God is the Lord of those who believe. He leads them out of the darkness into light. While those who disbelieve, their lords are the idols. They lead them out of the light into darkness. They have deserved the Fire as their eternal retribution. (2:257)
The Reading is telling us that the ‘holy men’ will take people out of the light into darkness and lead their followers into hell-fire. None of us can escape from these ‘holy men’ as long as he belongs to a religion.

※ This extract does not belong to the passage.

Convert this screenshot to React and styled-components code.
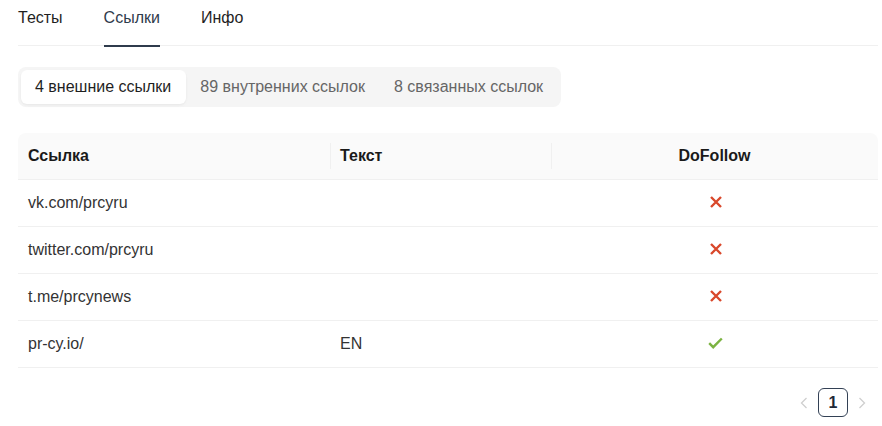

Upon a critical reading of the Reading it becomes clear that we cannot ‘butter up’ our Master – the one who gave us this life – by worshipping Him through rituals. There is no barter system involving the performance of rituals. We receive the guidance from God through His mercy – mercy to which we are not entitled. In order to qualify we are simply required to serve God by fulfilling our covenant with Him. That is the contract with Him, and is binding upon us until we breathe our last. There is not a single verse in the Reading commanding humans to worship the Creator.
1 Collin Cobuild: Serve something such as a company, community or your country, you work for it in order to benefit it.
2 The word mala-ika is derived from the root MLK which means functional power or unseen energies at work. There is no such thing as angels floating around the space. Religionists borrowed the description of the Bible to promote this wrong idea. Malik is one who is in power and Mulk is the Supreme Power that rules – an attribute to God.
3 Al-Fatihah, the first surah of the Qur’an.